### Instruction:
Give back the full listing, character for character, with no pictures.
++++ Data shown ++++
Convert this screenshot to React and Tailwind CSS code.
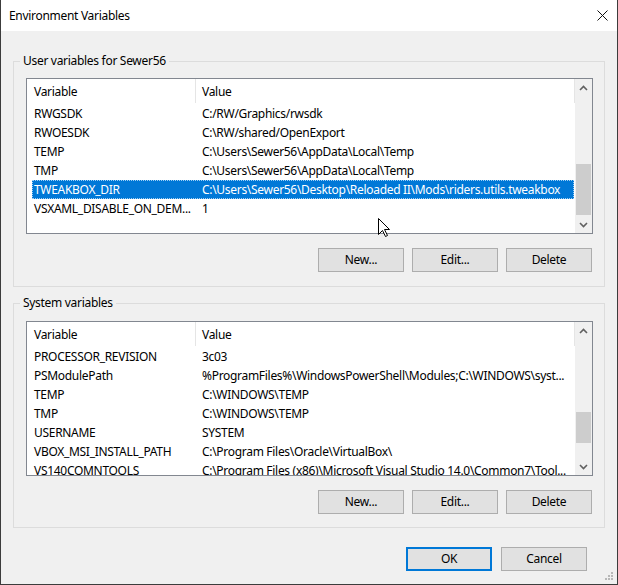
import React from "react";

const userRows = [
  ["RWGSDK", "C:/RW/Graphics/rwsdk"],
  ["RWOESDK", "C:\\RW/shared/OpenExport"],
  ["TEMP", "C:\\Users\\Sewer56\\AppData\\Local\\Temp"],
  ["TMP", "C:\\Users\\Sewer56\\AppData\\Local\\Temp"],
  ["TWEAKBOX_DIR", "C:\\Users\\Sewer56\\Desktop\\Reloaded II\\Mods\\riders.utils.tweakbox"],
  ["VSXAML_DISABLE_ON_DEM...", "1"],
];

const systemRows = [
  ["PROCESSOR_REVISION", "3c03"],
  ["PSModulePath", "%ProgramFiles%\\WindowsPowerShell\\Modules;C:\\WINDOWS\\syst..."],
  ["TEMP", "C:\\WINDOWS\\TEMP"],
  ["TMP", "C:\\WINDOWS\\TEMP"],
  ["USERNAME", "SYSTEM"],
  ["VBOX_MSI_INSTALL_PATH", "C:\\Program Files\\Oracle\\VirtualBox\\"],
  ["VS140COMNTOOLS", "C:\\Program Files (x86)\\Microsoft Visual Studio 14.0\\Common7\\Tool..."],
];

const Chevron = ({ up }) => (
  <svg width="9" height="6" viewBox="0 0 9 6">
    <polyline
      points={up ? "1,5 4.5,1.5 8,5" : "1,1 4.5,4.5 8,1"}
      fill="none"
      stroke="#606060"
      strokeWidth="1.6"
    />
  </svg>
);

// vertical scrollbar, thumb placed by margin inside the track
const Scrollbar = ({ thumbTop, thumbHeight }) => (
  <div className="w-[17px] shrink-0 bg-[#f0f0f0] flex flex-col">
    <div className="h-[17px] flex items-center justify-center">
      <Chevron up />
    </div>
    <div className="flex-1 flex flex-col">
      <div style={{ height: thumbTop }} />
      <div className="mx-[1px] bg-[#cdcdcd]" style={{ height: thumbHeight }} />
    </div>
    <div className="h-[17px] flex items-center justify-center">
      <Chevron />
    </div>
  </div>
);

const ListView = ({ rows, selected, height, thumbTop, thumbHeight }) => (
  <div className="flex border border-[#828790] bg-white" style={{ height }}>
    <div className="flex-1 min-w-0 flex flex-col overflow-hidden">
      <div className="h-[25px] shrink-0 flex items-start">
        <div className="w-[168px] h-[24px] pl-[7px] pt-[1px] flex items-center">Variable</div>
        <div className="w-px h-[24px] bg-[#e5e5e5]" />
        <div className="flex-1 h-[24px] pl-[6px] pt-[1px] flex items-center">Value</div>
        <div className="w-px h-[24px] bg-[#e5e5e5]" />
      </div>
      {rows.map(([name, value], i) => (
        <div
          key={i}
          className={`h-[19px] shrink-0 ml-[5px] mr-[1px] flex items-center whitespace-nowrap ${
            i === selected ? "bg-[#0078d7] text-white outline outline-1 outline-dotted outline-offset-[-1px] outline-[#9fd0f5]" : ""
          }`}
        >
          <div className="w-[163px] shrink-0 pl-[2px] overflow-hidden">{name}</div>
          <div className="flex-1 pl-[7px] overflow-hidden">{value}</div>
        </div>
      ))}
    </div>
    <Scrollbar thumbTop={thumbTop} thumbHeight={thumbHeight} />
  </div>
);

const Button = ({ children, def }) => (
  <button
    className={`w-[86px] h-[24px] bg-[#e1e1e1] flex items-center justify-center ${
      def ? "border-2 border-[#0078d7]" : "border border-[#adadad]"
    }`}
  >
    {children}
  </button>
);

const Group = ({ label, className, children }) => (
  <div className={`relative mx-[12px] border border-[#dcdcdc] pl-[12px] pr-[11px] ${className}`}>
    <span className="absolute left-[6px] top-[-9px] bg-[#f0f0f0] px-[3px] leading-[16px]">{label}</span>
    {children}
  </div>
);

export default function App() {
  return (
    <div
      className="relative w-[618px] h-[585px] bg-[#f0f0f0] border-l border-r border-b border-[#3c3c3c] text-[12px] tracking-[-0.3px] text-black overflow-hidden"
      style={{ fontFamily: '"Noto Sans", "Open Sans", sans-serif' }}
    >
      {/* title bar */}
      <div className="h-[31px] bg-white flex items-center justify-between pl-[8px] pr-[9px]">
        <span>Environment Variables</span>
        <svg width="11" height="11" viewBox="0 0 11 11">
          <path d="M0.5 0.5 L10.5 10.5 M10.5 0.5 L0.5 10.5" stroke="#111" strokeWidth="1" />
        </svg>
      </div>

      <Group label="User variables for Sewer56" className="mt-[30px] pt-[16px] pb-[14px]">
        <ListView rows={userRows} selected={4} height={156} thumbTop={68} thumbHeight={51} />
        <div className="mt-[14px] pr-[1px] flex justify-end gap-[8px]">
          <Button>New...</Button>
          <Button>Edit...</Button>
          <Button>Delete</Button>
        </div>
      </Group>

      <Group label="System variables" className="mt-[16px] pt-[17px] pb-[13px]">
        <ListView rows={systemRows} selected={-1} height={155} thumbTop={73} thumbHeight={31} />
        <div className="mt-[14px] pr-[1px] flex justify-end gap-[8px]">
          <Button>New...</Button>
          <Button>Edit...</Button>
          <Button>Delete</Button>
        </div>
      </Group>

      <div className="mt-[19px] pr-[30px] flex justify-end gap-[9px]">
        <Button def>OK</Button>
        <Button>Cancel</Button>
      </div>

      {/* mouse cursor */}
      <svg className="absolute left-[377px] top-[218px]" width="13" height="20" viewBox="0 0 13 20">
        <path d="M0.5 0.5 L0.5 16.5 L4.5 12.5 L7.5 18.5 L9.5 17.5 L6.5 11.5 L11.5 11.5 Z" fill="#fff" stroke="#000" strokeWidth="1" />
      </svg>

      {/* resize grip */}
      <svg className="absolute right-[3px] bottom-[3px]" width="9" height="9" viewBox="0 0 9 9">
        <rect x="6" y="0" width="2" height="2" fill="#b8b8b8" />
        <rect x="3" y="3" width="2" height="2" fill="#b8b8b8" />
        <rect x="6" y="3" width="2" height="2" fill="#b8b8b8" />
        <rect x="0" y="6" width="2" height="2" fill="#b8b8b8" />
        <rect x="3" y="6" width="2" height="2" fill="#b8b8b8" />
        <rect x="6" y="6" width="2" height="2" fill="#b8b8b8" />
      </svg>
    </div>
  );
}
++++
### Result of the task:
Convert this screenshot to React and Tailwind CSS code.
import React from "react";

const userRows = [
  ["RWGSDK", "C:/RW/Graphics/rwsdk"],
  ["RWOESDK", "C:\\RW/shared/OpenExport"],
  ["TEMP", "C:\\Users\\Sewer56\\AppData\\Local\\Temp"],
  ["TMP", "C:\\Users\\Sewer56\\AppData\\Local\\Temp"],
  ["TWEAKBOX_DIR", "C:\\Users\\Sewer56\\Desktop\\Reloaded II\\Mods\\riders.utils.tweakbox"],
  ["VSXAML_DISABLE_ON_DEM...", "1"],
];

const systemRows = [
  ["PROCESSOR_REVISION", "3c03"],
  ["PSModulePath", "%ProgramFiles%\\WindowsPowerShell\\Modules;C:\\WINDOWS\\syst..."],
  ["TEMP", "C:\\WINDOWS\\TEMP"],
  ["TMP", "C:\\WINDOWS\\TEMP"],
  ["USERNAME", "SYSTEM"],
  ["VBOX_MSI_INSTALL_PATH", "C:\\Program Files\\Oracle\\VirtualBox\\"],
  ["VS140COMNTOOLS", "C:\\Program Files (x86)\\Microsoft Visual Studio 14.0\\Common7\\Tool..."],
];

const Chevron = ({ up }) => (
  <svg width="9" height="6" viewBox="0 0 9 6">
    <polyline
      points={up ? "1,5 4.5,1.5 8,5" : "1,1 4.5,4.5 8,1"}
      fill="none"
      stroke="#606060"
      strokeWidth="1.6"
    />
  </svg>
);

// vertical scrollbar, thumb placed by margin inside the track
const Scrollbar = ({ thumbTop, thumbHeight }) => (
  <div className="w-[17px] shrink-0 bg-[#f0f0f0] flex flex-col">
    <div className="h-[17px] flex items-center justify-center">
      <Chevron up />
    </div>
    <div className="flex-1 flex flex-col">
      <div style={{ height: thumbTop }} />
      <div className="mx-[1px] bg-[#cdcdcd]" style={{ height: thumbHeight }} />
    </div>
    <div className="h-[17px] flex items-center justify-center">
      <Chevron />
    </div>
  </div>
);

const ListView = ({ rows, selected, height, thumbTop, thumbHeight }) => (
  <div className="flex border border-[#828790] bg-white" style={{ height }}>
    <div className="flex-1 min-w-0 flex flex-col overflow-hidden">
      <div className="h-[25px] shrink-0 flex items-start">
        <div className="w-[168px] h-[24px] pl-[7px] pt-[1px] flex items-center">Variable</div>
        <div className="w-px h-[24px] bg-[#e5e5e5]" />
        <div className="flex-1 h-[24px] pl-[6px] pt-[1px] flex items-center">Value</div>
        <div className="w-px h-[24px] bg-[#e5e5e5]" />
      </div>
      {rows.map(([name, value], i) => (
        <div
          key={i}
          className={`h-[19px] shrink-0 ml-[5px] mr-[1px] flex items-center whitespace-nowrap ${
            i === selected ? "bg-[#0078d7] text-white outline outline-1 outline-dotted outline-offset-[-1px] outline-[#9fd0f5]" : ""
          }`}
        >
          <div className="w-[163px] shrink-0 pl-[2px] overflow-hidden">{name}</div>
          <div className="flex-1 pl-[7px] overflow-hidden">{value}</div>
        </div>
      ))}
    </div>
    <Scrollbar thumbTop={thumbTop} thumbHeight={thumbHeight} />
  </div>
);

const Button = ({ children, def }) => (
  <button
    className={`w-[86px] h-[24px] bg-[#e1e1e1] flex items-center justify-center ${
      def ? "border-2 border-[#0078d7]" : "border border-[#adadad]"
    }`}
  >
    {children}
  </button>
);

const Group = ({ label, className, children }) => (
  <div className={`relative mx-[12px] border border-[#dcdcdc] pl-[12px] pr-[11px] ${className}`}>
    <span className="absolute left-[6px] top-[-9px] bg-[#f0f0f0] px-[3px] leading-[16px]">{label}</span>
    {children}
  </div>
);

export default function App() {
  return (
    <div
      className="relative w-[618px] h-[585px] bg-[#f0f0f0] border-l border-r border-b border-[#3c3c3c] text-[12px] tracking-[-0.3px] text-black overflow-hidden"
      style={{ fontFamily: '"Noto Sans", "Open Sans", sans-serif' }}
    >
      {/* title bar */}
      <div className="h-[31px] bg-white flex items-center justify-between pl-[8px] pr-[9px]">
        <span>Environment Variables</span>
        <svg width="11" height="11" viewBox="0 0 11 11">
          <path d="M0.5 0.5 L10.5 10.5 M10.5 0.5 L0.5 10.5" stroke="#111" strokeWidth="1" />
        </svg>
      </div>

      <Group label="User variables for Sewer56" className="mt-[30px] pt-[16px] pb-[14px]">
        <ListView rows={userRows} selected={4} height={156} thumbTop={68} thumbHeight={51} />
        <div className="mt-[14px] pr-[1px] flex justify-end gap-[8px]">
          <Button>New...</Button>
          <Button>Edit...</Button>
          <Button>Delete</Button>
        </div>
      </Group>

      <Group label="System variables" className="mt-[16px] pt-[17px] pb-[13px]">
        <ListView rows={systemRows} selected={-1} height={155} thumbTop={73} thumbHeight={31} />
        <div className="mt-[14px] pr-[1px] flex justify-end gap-[8px]">
          <Button>New...</Button>
          <Button>Edit...</Button>
          <Button>Delete</Button>
        </div>
      </Group>

      <div className="mt-[19px] pr-[30px] flex justify-end gap-[9px]">
        <Button def>OK</Button>
        <Button>Cancel</Button>
      </div>

      {/* mouse cursor */}
      <svg className="absolute left-[377px] top-[218px]" width="13" height="20" viewBox="0 0 13 20">
        <path d="M0.5 0.5 L0.5 16.5 L4.5 12.5 L7.5 18.5 L9.5 17.5 L6.5 11.5 L11.5 11.5 Z" fill="#fff" stroke="#000" strokeWidth="1" />
      </svg>

      {/* resize grip */}
      <svg className="absolute right-[3px] bottom-[3px]" width="9" height="9" viewBox="0 0 9 9">
        <rect x="6" y="0" width="2" height="2" fill="#b8b8b8" />
        <rect x="3" y="3" width="2" height="2" fill="#b8b8b8" />
        <rect x="6" y="3" width="2" height="2" fill="#b8b8b8" />
        <rect x="0" y="6" width="2" height="2" fill="#b8b8b8" />
        <rect x="3" y="6" width="2" height="2" fill="#b8b8b8" />
        <rect x="6" y="6" width="2" height="2" fill="#b8b8b8" />
      </svg>
    </div>
  );
}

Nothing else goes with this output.